Twenty-five people have been arrested in raids across Germany on suspicion of plotting to overthrow the government.
The group of far-right and ex-military figures are said to have prepared for a “Day X” to storm the Reichstag parliament building and seize power.
A man named as Heinrich XIII, from an old aristocratic family, is alleged to have been central to their plans.
According to federal prosecutors, he is one of two alleged ringleaders among those arrested across 11 German states.
The plotters are said to include members of the extremist Reichsbürger [Citizens of the Reich] movement, which has long been in the sights of German police over violent attacks and racist and antisemitic conspiracy theories. They also refuse to recognise the modern German state.
Other suspects came from the QAnon movement who believe their country is in the hands of a mythical “deep state” involving secret powers pulling the political strings.
Interior Minister Nancy Faeser assured Germans that authorities would respond with the full force of the law “against the enemies of democracy”.
Plotters prepared to kill for their ends
An estimated 50 men and women are alleged to have been part of the group, said to have plotted to overthrow the republic and replace it with a new state modelled on the Germany of 1871 – an empire called the Second Reich.
“We don’t yet have a name for this group,” said a spokeswoman for the federal prosecutor’s office. The interior minister said it was apparently made up of an organisation “council” and a military arm.
Wednesday’s dawn raids are being described as one of the biggest anti-extremism operations in modern German history. Three thousand officers took part in 150 operations in 11 of Germany’s 16 states, with two people arrested in Austria and Italy.
Almost half of arrests took place in southern states of Baden-Württemberg and Bavaria.
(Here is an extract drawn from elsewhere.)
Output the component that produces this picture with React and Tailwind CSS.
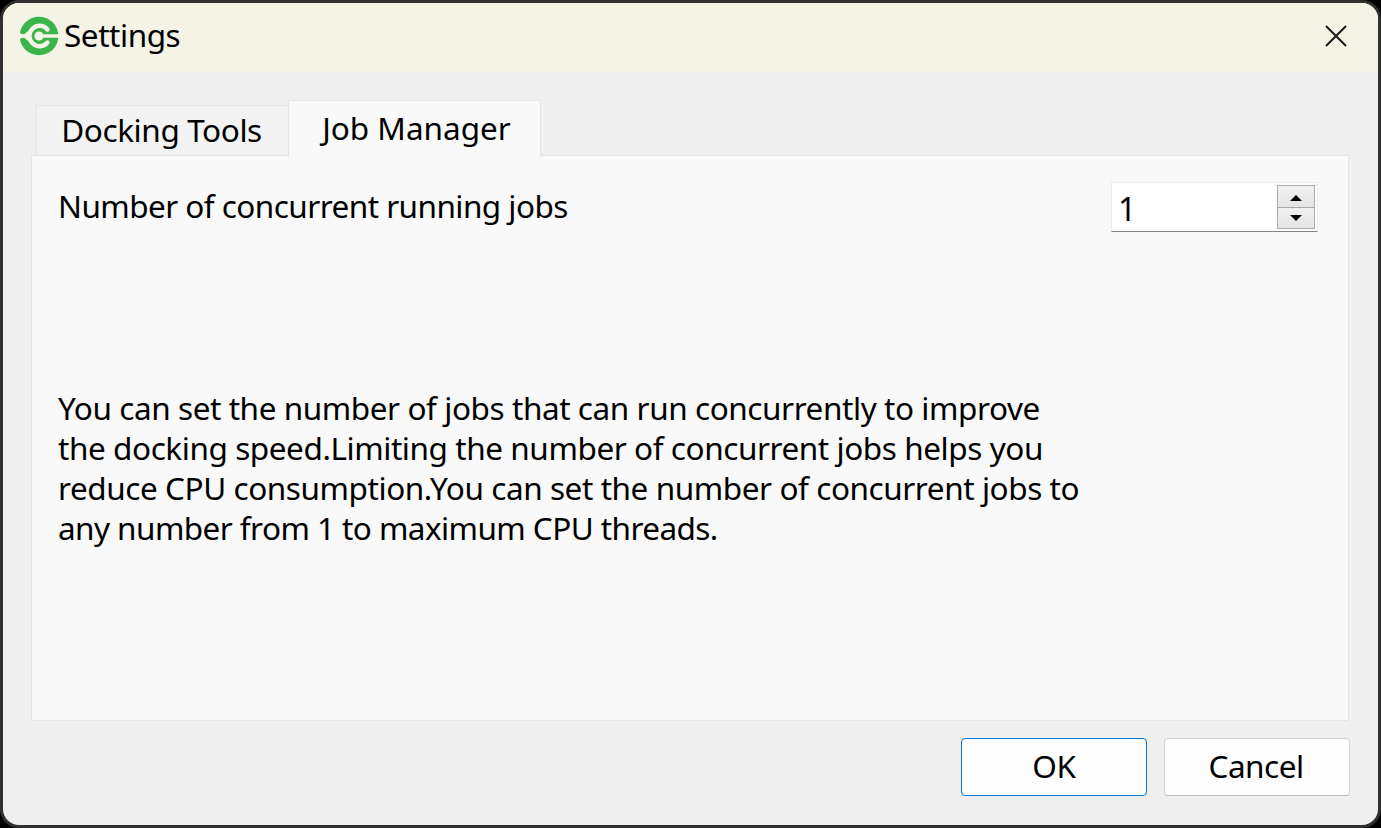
import React from "react";

function Logo() {
  return (
    <svg width="40" height="40" viewBox="0 0 40 40" className="shrink-0">
      <circle cx="20" cy="20" r="19.3" fill="#39b54a" />
      <path d="M28.5 13.5 A10.2 10.2 0 1 0 28.5 26.5" fill="none" stroke="#f5f2e6" strokeWidth="4.4" strokeLinecap="round" />
      <path d="M-1 14.5 L0.8 15.2 C0.8 17.6 2.2 18.3 4 18.2 C6 18 7.4 17 8.2 15 L11 20 L8.2 25 C7.4 23 6 22 4 21.8 C2.2 21.7 0.8 22.4 0.8 24.8 L-1 25.5Z" fill="#f5f2e6" />
      <path d="M20 20 H41" stroke="#f5f2e6" strokeWidth="3.6" />
      <circle cx="20" cy="20" r="4.6" fill="#f5f2e6" />
    </svg>
  );
}

function Spin() {
  return (
    <div className="-mt-px flex h-[50px] w-[207px] items-center justify-between border border-[#ececec] border-b-[#858585] bg-white pl-[6px] pr-[2px]">
      <span className="mt-[3px] text-[32px] leading-none">1</span>
      <div className="flex h-[44px] w-[38px] flex-col border border-[#ababab]">
        <div className="flex h-[22px] items-center justify-center border-b border-[#ababab] bg-linear-to-b from-[#f0f0f0] to-[#e5e5e5]">
          <svg width="12" height="6" viewBox="0 0 12 6" className="mt-[2px]"><path d="M6 0L12 6H0Z" fill="#000" /></svg>
        </div>
        <div className="flex h-[20px] items-center justify-center bg-linear-to-b from-[#f0f0f0] to-[#e5e5e5]">
          <svg width="12" height="6" viewBox="0 0 12 6"><path d="M0 0H12L6 6Z" fill="#000" /></svg>
        </div>
      </div>
    </div>
  );
}

export default function App() {
  return (
    <div className="h-[828px] w-[1381px] overflow-hidden bg-black font-['Noto_Sans',sans-serif] text-black">
      <div className="flex h-full flex-col overflow-hidden rounded-[19px] border-[3px] border-[#303030] bg-[#efefef]">
        <header className="flex h-[69px] items-center justify-between bg-[#f5f2e6] pb-[3px] pl-4 pr-[31px]">
          <div className="flex items-center gap-[5px]">
            <Logo />
            <h1 className="-mt-[3px] text-[31.5px] leading-none tracking-[-0.45px]">Settings</h1>
          </div>
          <svg width="22" height="22" viewBox="0 0 22 22"><path d="M1 1L21 21M21 1L1 21" stroke="#1a1a1a" strokeWidth="2" /></svg>
        </header>
        <div className="mt-7 ml-[33px] flex h-[55px] items-end">
          <div className="flex h-[50px] w-[252px] items-center justify-center border border-r-0 border-b-0 border-[#e5e5e5] bg-[#f3f3f3] pr-[2px] pb-[2px] text-[31.5px] leading-none">
            <span className="whitespace-nowrap tracking-[-0.4px]">Docking Tools</span>
          </div>
          <div className="relative z-10 -mb-[2px] flex h-[57px] w-[253px] items-center justify-center rounded-t-[2px] border border-b-0 border-[#e5e5e5] bg-[#f9f9f9] pb-[2px] text-[31.5px] leading-none">
            <span className="whitespace-nowrap pl-[4px]">Job Manager</span>
          </div>
        </div>
        <main className="ml-7 h-[566px] w-[1318px] border border-[#e5e5e5] bg-[#f9f9f9] pl-[26px] pr-[30px]">
          <div className="flex items-start justify-between pt-[27px]">
            <span className="mt-[3px] whitespace-nowrap text-[31.5px] leading-[40px] tracking-[-0.55px]">Number of concurrent running jobs</span>
            <Spin />
          </div>
          <div className="mt-[156px] whitespace-nowrap text-[31.5px] leading-[40px] tracking-[-0.43px]">
            <div>You can set the number of jobs that can run concurrently to improve</div>
            <div>the docking speed.Limiting the number of concurrent jobs helps you</div>
            <div>reduce CPU consumption.You can set the number of concurrent jobs to</div>
            <div className="tracking-[-0.57px]">any number from 1 to maximum CPU threads.</div>
          </div>
        </main>
        <footer className="mt-[17px] flex justify-end gap-[17px] pr-7">
          <button className="h-[58px] w-[186px] rounded-[4px] border border-[#0078d4] bg-[#fdfdfd] pb-[2px] text-[31.5px] leading-none tracking-[-0.4px]">OK</button>
          <button className="h-[58px] w-[186px] rounded-[4px] border border-[#d0d0d0] border-b-[#bcbcbc] bg-[#fdfdfd] pr-[2px] pb-[2px] text-[31.5px] leading-none tracking-[-0.5px]">Cancel</button>
        </footer>
      </div>
    </div>
  );
}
Justice Minister Marco Buschmann tweeted that a suspected “armed attack on constitutional bodies was planned”. Ms Faeser said later that the investigation would peer into the “abyss of a terrorist threat from the Reichsbürger scene”.
The federal prosecutor’s office said the group had been plotting a violent coup since November 2021 and members of its central “Rat” (council) had since held regular meetings.
They had already established plans to rule Germany with departments covering health, justice and foreign affairs, the prosecutor said. Members understood they could only realise their goals by “military means and violence against state representatives”, which included carrying out killings.
Investigators are thought to have got wind of the group when they uncovered a kidnap plot last April involving a gang who called themselves United Patriots.
They too were part of the Reichsbürger scene and had allegedly planned to abduct Health Minister Karl Lauterbach while also creating “civil war conditions” to bring about an end to Germany’s democracy.
A former far-right AfD member of the lower house of parliament, the Bundestag, is suspected of being part of the plot, and of being lined up as the group’s justice minister. Birgit Malsack-Winkemann, who was among the 25 people arrested, returned to her role as judge last year and a court has since turned down attempts to dislodge her.
A prominent lawyer was pencilled in to handle the group’s foreign affairs, with 71-year-old Heinrich XIII as leader.
Public Prosecutor General Peter Frank said Heinrich was among the suspects whom investigating judges had asked to be held in custody.
Aristocrat ‘fuelled by conspiracy theories’
Heinrich XIII styles himself as a prince and comes from an old noble family known as the House of Reuss, which ruled over parts of the modern eastern state of Thuringia until 1918. All the male members of the family were given the name Heinrich as well as a number.
Descendants still own a few castles and Heinrich himself is said to have a hunting lodge at Bad Lobenstein in Thuringia.
The rest of the family have long distanced themselves from the minor aristocrat, with one spokesman telling local broadcaster MDR during the summer that Heinrich was an “at times confused” man who had fallen for “misconceptions fuelled by conspiracy theories”.
As well as a shadow government, the plotters allegedly had plans for a military arm run by a second ringleader identified as Rüdiger von P.
They were made up of active and former members of the military, officials believe, and included ex-elite soldiers from special units. The aim of the military arm was to eliminate democratic bodies at local level, prosecutors said.
Rüdiger von P is suspected of trying to recruit police officers in northern Germany and of having an eye on army barracks too. Bases in the states of Hesse, Baden-Württemberg and Bavaria were all inspected for possible use after the government was overthrown, officials said.
One of those under investigation had been a member of the Special Commando Forces, and police searched his home and his room at the Graf-Zeppelin military base in Calw, south-west of Stuttgart.
Another suspect has been identified as Vitalia B, a Russian woman who was asked to approach Moscow on Heinrich’s behalf. The Russian embassy in Berlin said in a statement that it did not “maintain contacts with representatives of terrorist groups and other illegal entities”.
Several violent attacks have been linked to Germany’s far-right in recent years. In 2020, a 43-year-old man shot dead nine people of foreign origin in the western town of Hanau, and a Reichsbürger member was jailed for killing a policeman in 2016.
The Reichsbürger movement is estimated to have as many as 21,000 followers, of whom around 5% are considered to belong to the extreme right.